__Exercise prompt__
Only lines holding the string "this" are wanted; copy each one from the material.

(Front-end source files)
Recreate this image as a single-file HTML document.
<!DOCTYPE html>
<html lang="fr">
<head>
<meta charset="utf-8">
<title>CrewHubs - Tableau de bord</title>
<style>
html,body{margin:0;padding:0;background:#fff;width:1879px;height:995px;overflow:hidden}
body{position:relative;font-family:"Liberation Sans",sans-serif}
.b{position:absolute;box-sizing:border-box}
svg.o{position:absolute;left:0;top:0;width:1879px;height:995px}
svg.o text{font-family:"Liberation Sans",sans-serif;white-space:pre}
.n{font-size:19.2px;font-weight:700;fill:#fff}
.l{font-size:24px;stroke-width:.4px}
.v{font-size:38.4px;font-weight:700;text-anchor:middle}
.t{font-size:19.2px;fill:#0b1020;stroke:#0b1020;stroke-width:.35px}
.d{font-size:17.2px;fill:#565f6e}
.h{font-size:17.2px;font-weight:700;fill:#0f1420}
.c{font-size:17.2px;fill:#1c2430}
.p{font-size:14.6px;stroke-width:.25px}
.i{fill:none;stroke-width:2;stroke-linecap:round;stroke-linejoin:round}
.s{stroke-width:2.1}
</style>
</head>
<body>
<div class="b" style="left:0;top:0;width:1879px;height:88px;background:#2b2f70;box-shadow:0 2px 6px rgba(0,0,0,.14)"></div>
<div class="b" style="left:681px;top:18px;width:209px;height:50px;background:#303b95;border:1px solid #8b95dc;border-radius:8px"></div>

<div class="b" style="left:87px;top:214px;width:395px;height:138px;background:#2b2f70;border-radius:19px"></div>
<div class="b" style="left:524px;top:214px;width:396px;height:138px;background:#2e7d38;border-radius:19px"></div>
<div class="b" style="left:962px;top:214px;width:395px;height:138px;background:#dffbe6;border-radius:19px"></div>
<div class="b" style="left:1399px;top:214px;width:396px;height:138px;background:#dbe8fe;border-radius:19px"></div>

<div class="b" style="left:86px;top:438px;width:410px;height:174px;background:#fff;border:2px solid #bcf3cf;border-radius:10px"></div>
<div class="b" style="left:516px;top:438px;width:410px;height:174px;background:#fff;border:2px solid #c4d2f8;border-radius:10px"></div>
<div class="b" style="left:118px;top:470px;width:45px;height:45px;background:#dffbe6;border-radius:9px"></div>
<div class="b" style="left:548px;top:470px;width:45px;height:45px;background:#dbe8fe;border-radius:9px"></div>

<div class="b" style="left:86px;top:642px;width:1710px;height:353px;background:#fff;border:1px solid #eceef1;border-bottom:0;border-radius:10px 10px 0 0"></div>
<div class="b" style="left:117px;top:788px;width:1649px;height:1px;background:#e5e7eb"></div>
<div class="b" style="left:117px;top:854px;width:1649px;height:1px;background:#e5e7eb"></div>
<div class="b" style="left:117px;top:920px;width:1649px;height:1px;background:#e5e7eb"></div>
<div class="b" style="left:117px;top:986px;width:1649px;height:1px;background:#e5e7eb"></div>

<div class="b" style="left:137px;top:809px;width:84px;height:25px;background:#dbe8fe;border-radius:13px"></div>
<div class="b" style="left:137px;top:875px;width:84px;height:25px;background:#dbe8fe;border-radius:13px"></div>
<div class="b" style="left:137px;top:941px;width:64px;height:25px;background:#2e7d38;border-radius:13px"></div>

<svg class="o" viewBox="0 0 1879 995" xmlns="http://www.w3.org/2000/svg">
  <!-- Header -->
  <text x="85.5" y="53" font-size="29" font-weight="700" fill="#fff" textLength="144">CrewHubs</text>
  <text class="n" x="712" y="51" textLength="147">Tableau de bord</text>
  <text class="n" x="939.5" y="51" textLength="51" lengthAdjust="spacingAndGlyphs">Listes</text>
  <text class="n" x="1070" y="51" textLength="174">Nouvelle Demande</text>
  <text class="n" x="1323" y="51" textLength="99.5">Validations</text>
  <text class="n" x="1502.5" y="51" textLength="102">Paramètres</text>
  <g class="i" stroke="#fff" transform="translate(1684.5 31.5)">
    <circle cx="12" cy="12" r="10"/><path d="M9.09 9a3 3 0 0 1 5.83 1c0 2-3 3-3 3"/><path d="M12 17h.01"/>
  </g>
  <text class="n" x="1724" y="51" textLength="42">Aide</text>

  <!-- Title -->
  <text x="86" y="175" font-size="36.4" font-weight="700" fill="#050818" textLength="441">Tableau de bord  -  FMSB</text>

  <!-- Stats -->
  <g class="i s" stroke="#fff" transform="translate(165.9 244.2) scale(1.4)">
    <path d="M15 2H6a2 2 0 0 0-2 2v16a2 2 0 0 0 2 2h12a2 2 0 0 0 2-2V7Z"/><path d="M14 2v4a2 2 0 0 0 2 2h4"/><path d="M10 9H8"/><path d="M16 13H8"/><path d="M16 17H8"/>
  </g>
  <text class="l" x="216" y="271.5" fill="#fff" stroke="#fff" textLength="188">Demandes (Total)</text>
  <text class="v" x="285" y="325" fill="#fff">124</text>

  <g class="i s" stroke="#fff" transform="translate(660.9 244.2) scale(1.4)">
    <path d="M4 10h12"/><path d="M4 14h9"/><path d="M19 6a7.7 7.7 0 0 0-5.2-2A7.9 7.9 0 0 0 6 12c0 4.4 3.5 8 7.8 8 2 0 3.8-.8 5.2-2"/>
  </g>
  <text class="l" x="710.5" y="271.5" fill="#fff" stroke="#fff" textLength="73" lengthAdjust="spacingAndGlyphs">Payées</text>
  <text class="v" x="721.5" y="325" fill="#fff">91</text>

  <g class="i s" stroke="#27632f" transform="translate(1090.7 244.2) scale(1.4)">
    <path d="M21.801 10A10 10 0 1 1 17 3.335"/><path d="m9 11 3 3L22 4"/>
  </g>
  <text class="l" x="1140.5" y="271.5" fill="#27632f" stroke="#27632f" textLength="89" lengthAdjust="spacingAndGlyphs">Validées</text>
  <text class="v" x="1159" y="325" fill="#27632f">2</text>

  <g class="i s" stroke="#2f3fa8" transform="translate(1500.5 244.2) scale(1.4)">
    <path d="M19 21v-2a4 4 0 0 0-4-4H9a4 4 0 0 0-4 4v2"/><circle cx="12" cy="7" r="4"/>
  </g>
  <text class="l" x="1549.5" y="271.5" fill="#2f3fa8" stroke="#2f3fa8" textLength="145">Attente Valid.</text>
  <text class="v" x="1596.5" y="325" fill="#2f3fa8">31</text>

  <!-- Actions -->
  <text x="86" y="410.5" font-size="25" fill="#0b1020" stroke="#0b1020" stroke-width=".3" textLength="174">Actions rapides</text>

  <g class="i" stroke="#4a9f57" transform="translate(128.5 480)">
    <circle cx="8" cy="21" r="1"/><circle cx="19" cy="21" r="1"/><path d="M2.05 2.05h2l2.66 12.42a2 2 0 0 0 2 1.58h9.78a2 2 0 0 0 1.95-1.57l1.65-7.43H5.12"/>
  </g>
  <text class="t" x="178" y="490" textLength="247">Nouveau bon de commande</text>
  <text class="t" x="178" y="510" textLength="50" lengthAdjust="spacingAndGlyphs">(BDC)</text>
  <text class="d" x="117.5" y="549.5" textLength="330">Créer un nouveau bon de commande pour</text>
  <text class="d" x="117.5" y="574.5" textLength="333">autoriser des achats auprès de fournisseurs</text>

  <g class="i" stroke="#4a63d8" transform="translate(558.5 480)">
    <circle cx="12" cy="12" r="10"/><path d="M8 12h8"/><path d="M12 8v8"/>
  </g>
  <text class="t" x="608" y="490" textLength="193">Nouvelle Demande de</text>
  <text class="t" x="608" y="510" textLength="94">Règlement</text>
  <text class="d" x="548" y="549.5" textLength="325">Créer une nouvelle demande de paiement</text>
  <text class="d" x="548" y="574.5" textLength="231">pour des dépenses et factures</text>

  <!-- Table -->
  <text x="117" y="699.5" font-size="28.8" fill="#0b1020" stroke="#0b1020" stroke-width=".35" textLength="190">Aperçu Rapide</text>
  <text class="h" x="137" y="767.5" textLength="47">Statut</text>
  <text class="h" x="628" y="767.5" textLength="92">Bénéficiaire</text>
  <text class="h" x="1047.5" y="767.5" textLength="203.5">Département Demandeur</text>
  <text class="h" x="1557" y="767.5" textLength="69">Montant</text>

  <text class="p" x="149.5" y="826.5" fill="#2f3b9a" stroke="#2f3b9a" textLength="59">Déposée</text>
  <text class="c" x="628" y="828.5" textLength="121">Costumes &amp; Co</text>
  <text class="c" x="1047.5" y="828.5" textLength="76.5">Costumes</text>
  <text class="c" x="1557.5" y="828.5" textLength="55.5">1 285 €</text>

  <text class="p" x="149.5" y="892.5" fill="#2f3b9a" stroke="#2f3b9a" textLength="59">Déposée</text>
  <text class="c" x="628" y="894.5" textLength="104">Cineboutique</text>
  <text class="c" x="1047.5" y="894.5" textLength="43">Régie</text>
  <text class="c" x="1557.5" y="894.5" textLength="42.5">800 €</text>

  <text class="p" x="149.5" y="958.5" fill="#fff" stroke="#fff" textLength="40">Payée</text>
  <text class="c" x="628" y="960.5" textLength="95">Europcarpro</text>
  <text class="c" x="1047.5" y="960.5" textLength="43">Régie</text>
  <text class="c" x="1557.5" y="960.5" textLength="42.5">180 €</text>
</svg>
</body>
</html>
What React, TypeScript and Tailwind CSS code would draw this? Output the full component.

__Correct result__
Recreate this image as a single-file HTML document.
What React, TypeScript and Tailwind CSS code would draw this? Output the full component.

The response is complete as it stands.